Nov 3, 2009
Time Management Workshop
by Mallory Barks
For those students who consistently wait until 2 a.m. to start papers due at 7:40, and insist they work better under pressure but cannot log off Facebook, the Student Care Office (SCO) hosted a time management workshop to give tips on balancing schoolwork with a social life.
According to SCO Administrative Assistant Janet Brown, students must learn to balance work and leisure because the way students choose to manage their time will affect them for life.
Assistant Professor of Education Steve Amburgey showed how the average person’s time is divided yearly. After sleep, meals, school, work, travel, exercise, church and Internet use, each person is left with roughly 720 hours per year to spend with God, family and friends.
“Think about how precious your time is,” Amburgey said. “We want to glorify (God) with how we use our time and efforts.”
According to Student Conduct Officer Mike Massey, the first step to managing time is having a good perspective. Students have to want to form good habits.
Second, students should identify priorities and order them based on what needs to be done first. Third, students must make appropriate choices based on those priorities, according to Massey. After deciding what needs to be done, do it.
The final step is to avoid procrastinating. Do not wait until the last minute.

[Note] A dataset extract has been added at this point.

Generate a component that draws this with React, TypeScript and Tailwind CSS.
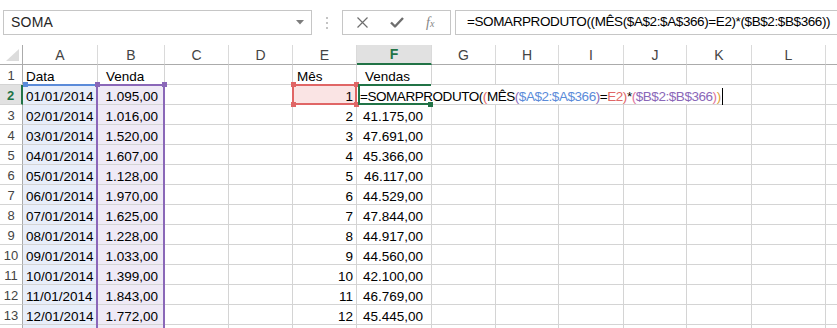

According to Massey, even the best time manager cannot do it alone. Everyone needs at least one tool to help.
For students who are not tech-savvy, Massey suggested using a planner or desk calendar. For the technology generation, Massey suggested using the Microsoft Outlook calendar, which can be accessed through students’ Liberty e-mail, to keep track of daily, weekly and monthly to-do lists. “If you know where your time is going to go, you won’t be as stressed about it,” Brown said.
“It’s an oxymoron … (but) you can manage your time on Facebook,” Massey said.

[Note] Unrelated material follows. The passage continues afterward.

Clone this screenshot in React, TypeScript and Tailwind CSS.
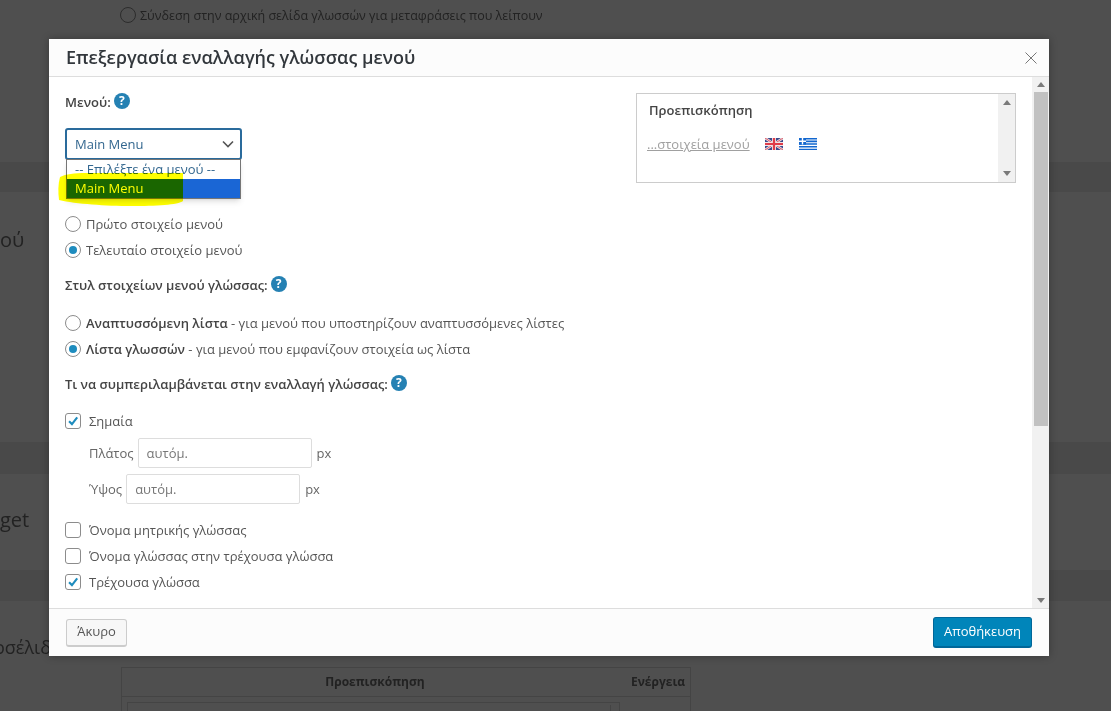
import React from "react";

const sans = { fontFamily: '"Open Sans", "Noto Sans", sans-serif' };

const HelpIcon = () => (
  <span className="inline-flex h-4 w-4 -translate-y-[2px] items-center justify-center rounded-full bg-[#2581b3] text-[12px] font-bold leading-none text-white">?</span>
);

const Radio = ({ checked }: { checked?: boolean }) => (
  <span className="flex h-4 w-4 shrink-0 items-center justify-center rounded-full border border-[#8c8c8c] bg-white">
    {checked && <span className="h-2 w-2 rounded-full bg-[#1e8cbe]" />}
  </span>
);

const Check = ({ checked }: { checked?: boolean }) => (
  <span className="flex h-4 w-4 shrink-0 items-center justify-center rounded-[3px] border border-[#8c8c8c] bg-white">
    {checked && (
      <svg viewBox="0 0 16 16" className="h-3.5 w-3.5">
        <path d="M3.5 8.2 L6.8 11.5 L12.8 3.8" fill="none" stroke="#1e8cbe" strokeWidth="2.4" />
      </svg>
    )}
  </span>
);

const RadioRow = ({ checked, children }: { checked?: boolean; children: React.ReactNode }) => (
  <div className="flex h-[26px] items-center gap-[5px] text-[13px] text-[#555]">
    <Radio checked={checked} />
    <span className="translate-y-px">{children}</span>
  </div>
);

const CheckRow = ({ checked, children }: { checked?: boolean; children: React.ReactNode }) => (
  <div className="flex h-[26px] items-center gap-[8px] text-[13px] text-[#555]">
    <Check checked={checked} />
    <span className="translate-y-px">{children}</span>
  </div>
);

const Heading = ({ children }: { children: React.ReactNode }) => (
  <div className="flex h-5 translate-y-px items-center gap-[3px] text-[13px] font-semibold text-[#444]">
    <span>{children}</span>
    <HelpIcon />
  </div>
);

const SizeRow = ({ label }: { label: string }) => (
  <div className="flex h-[30px] items-center gap-[4px] pl-[24px] text-[13px] text-[#666]">
    <span className="translate-y-px">{label}</span>
    <span className="flex h-[30px] w-[174px] items-center rounded-[2px] border border-[#ddd] bg-white px-2 pt-[1px] text-[#777]">αυτόμ.</span>
    <span className="ml-[1px] translate-y-px">px</span>
  </div>
);

const UkFlag = () => (
  <svg viewBox="0 0 18 12" className="h-3 w-[18px]">
    <rect width="18" height="12" fill="#3b4a8c" />
    <path d="M0 0 L18 12 M18 0 L0 12" stroke="#f0e4e6" strokeWidth="2.4" />
    <path d="M0 0 L18 12 M18 0 L0 12" stroke="#d9485a" strokeWidth="0.9" />
    <path d="M9 0 V12 M0 6 H18" stroke="#f0e4e6" strokeWidth="4" />
    <path d="M9 0 V12 M0 6 H18" stroke="#e03c4a" strokeWidth="2.2" />
  </svg>
);

const GreekFlag = () => (
  <svg viewBox="0 0 18 12" className="h-3 w-[18px]">
    <rect width="18" height="12" fill="#1267cf" />
    <path d="M0 2 H18 M0 4.7 H18 M0 7.4 H18 M0 10.1 H18" stroke="#fff" strokeWidth="1.1" />
    <rect width="7" height="6.6" fill="#1267cf" />
    <path d="M3.5 0 V6.6 M0 3.3 H7" stroke="#fff" strokeWidth="1.4" />
  </svg>
);

const Arrow = ({ up }: { up?: boolean }) => (
  <svg viewBox="0 0 8 5" className="h-[5px] w-2">
    <path d={up ? "M0 5 L4 0 L8 5 Z" : "M0 0 L4 5 L8 0 Z"} fill="#7a7a7a" />
  </svg>
);

export default function App() {
  return (
    <div className="relative h-[711px] w-[1111px] overflow-hidden bg-[#4f4f4f] text-[#232323]" style={sans}>
      {/* page dimmed behind the dialog */}
      <div className="flex h-full flex-col">
        <div className="flex h-[162px] items-start gap-[4px] pl-[120px] pt-[7px] text-[12.5px] text-[#222]">
          <span className="h-4 w-4 rounded-full border border-[#2c2c2c]" />
          <span>Σύνδεση στην αρχική σελίδα γλωσσών για μεταφράσεις που λείπουν</span>
        </div>
        <div className="h-[30px] bg-[#494949]" />
        <div className="h-[250px] pt-[35px] text-[20px] leading-[26px] text-[#222]">ού</div>
        <div className="h-[32px] bg-[#494949]" />
        <div className="h-[96px] pt-[33px] text-[20px] leading-[26px] text-[#222]">get</div>
        <div className="h-[31px] bg-[#494949]" />
        <div className="h-[66px] pt-[33px] text-[18px] leading-[26px] text-[#222]">
          <span className="-ml-[6px] block">οσέλιδ</span>
        </div>
        <div className="ml-[121px] flex h-[44px] w-[570px] flex-col border border-[#444] border-b-0 text-[12px] font-bold text-[#222]">
          <div className="flex h-[29px] shrink-0 items-center border-b border-[#444]">
            <div className="flex flex-1 items-center justify-center">Προεπισκόπηση</div>
            <div className="w-[62px] pl-[3px]">Ενέργεια</div>
          </div>
          <div className="ml-[5px] mt-[5px] flex h-[20px] w-[493px] justify-end border border-b-0 border-[#444] pr-[8px] pt-[2px]">
            <span className="h-[10px] w-[1px] bg-[#444]" />
          </div>
        </div>
      </div>

      {/* dialog */}
      <div className="absolute left-[49px] top-[39px] flex h-[617px] w-[1000px] flex-col bg-white shadow-[0_0_8px_rgba(0,0,0,0.3)]">
        <div className="flex h-[38px] shrink-0 items-center justify-between border-b border-[#ddd] bg-[#fcfcfc] pl-[17px] pr-[12px]">
          <span className="text-[18px] font-semibold text-[#32373c]">Επεξεργασία εναλλαγής γλώσσας μενού</span>
          <svg viewBox="0 0 12 12" className="h-3 w-3">
            <path d="M0.5 0.5 L11.5 11.5 M11.5 0.5 L0.5 11.5" stroke="#777" strokeWidth="1" fill="none" />
          </svg>
        </div>

        <div className="flex min-h-0 flex-1">
          <div className="relative flex flex-1 justify-between pl-[16px] pr-[16px]">
            <div className="flex flex-col pt-[15px]">
              <Heading>Μενού:</Heading>
              <div className="relative mt-[16px] h-[32px] w-[177px]">
                <div className="flex h-[32px] items-center justify-between rounded-[3px] border-2 border-[#2a6b9c] pl-[8px] pr-[6px] text-[13px] text-[#33678f]">
                  <span className="translate-y-px">Main Menu</span>
                  <svg viewBox="0 0 12 8" className="h-2 w-3">
                    <path d="M1 1.5 L6 6.5 L11 1.5" fill="none" stroke="#555" strokeWidth="1.6" />
                  </svg>
                </div>
                {/* open list */}
                <div className="absolute left-[1px] top-[31px] z-10 w-[175px] border border-[#767676] bg-white text-[13px] leading-[19px] shadow-md">
                  <div className="h-[19px] pl-[8px] text-[#33678f]">-- Επιλέξτε ένα μενού --</div>
                  <div className="h-[19px] bg-[#1a66d5] pl-[8px] text-white">Main Menu</div>
                </div>
              </div>
              <div className="mt-[51px] flex flex-col">
                <RadioRow>Πρώτο στοιχείο μενού</RadioRow>
                <RadioRow checked>Τελευταίο στοιχείο μενού</RadioRow>
              </div>
              <div className="mt-[12px]">
                <Heading>Στυλ στοιχείων μενού γλώσσας:</Heading>
              </div>
              <div className="mt-[15px] flex flex-col">
                <RadioRow><b className="font-semibold text-[#444]">Αναπτυσσόμενη λίστα</b> - για μενού που υποστηρίζουν αναπτυσσόμενες λίστες</RadioRow>
                <RadioRow checked><b className="font-semibold text-[#444]">Λίστα γλωσσών</b> - για μενού που εμφανίζουν στοιχεία ως λίστα</RadioRow>
              </div>
              <div className="mt-[12px]">
                <Heading>Τι να συμπεριλαμβάνεται στην εναλλαγή γλώσσας:</Heading>
              </div>
              <div className="mt-[14px]">
                <CheckRow checked>Σημαία</CheckRow>
              </div>
              <div className="mt-[4px] flex flex-col gap-[6px]">
                <SizeRow label="Πλάτος" />
                <SizeRow label="Ύψος" />
              </div>
              <div className="mt-[13px] flex flex-col">
                <CheckRow>Όνομα μητρικής γλώσσας</CheckRow>
                <CheckRow>Όνομα γλώσσας στην τρέχουσα γλώσσα</CheckRow>
                <CheckRow checked>Τρέχουσα γλώσσα</CheckRow>
              </div>
            </div>

            <div className="mt-[16px] flex h-[90px] w-[380px] border border-[#ccc]">
              <div className="flex-1 pl-[10px] pt-[7px]">
                <div className="pl-[2px] text-[13px] font-semibold text-[#444]">Προεπισκόπηση</div>
                <div className="mt-[14px] flex items-center text-[13px] text-[#a0a0a0]">
                  <span className="underline">...στοιχεία μενού</span>
                  <span className="ml-[15px]"><UkFlag /></span>
                  <span className="ml-[16px]"><GreekFlag /></span>
                </div>
              </div>
              <div className="flex w-[17px] flex-col items-center justify-between bg-[#f1f1f1] py-[6px]">
                <Arrow up />
                <Arrow />
              </div>
            </div>

            {/* marker scribble over the list */}
            <svg viewBox="0 0 130 40" className="pointer-events-none absolute left-[7px] top-[93px] z-20 h-[40px] w-[130px] mix-blend-multiply">
              <path d="M4 7 C10 4 18 3 30 3 L127 3 L127 31 C122 35 100 36 75 36 C50 36 20 34 3 30 C2 22 2 14 4 7 Z" fill="#ffff00" />
            </svg>
          </div>

          {/* dialog scrollbar */}
          <div className="flex w-[17px] shrink-0 flex-col items-center bg-[#f1f1f1]">
            <div className="flex h-[15px] items-center"><Arrow up /></div>
            <div className="h-[334px] w-[14px] bg-[#c1c1c1]" />
            <div className="flex-1" />
            <div className="flex h-[15px] items-center"><Arrow /></div>
          </div>
        </div>

        <div className="flex h-[48px] shrink-0 items-center justify-between border-t border-[#ddd] bg-[#fcfcfc] pl-[17px] pr-[17px]">
          <span className="flex h-[28px] w-[61px] items-center justify-center rounded-[3px] border border-[#ccc] border-b-2 bg-[#f7f7f7] text-[13px] text-[#555]">Άκυρο</span>
          <span className="flex h-[31px] w-[99px] items-center justify-center rounded-[3px] border border-[#006799] border-b-2 bg-[#0085ba] text-[13px] text-white">Αποθήκευση</span>
        </div>
      </div>
    </div>
  );
}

With plenty of tools, every student has the opportunity to manage time well, but the responsibility still falls on the individual.
“You have to actually use (the tools),” Massey said.
According to Brown, just as children get a gold star and adults get a paycheck, students need a reward for their hard work. Leisure allows students time to make and maintain relationships with God, family and friends, and it allows time for recreational activities. Leisure also provides students with a mental and physical break from the stress of schoolwork.
Brown advised students to come up with one activity each week that they want to do and then make room for it in their schedule.
“You don’t need to be studying all the time,” Amburgey said. “It’s good to have a social life … (but) you can’t do that all the time.”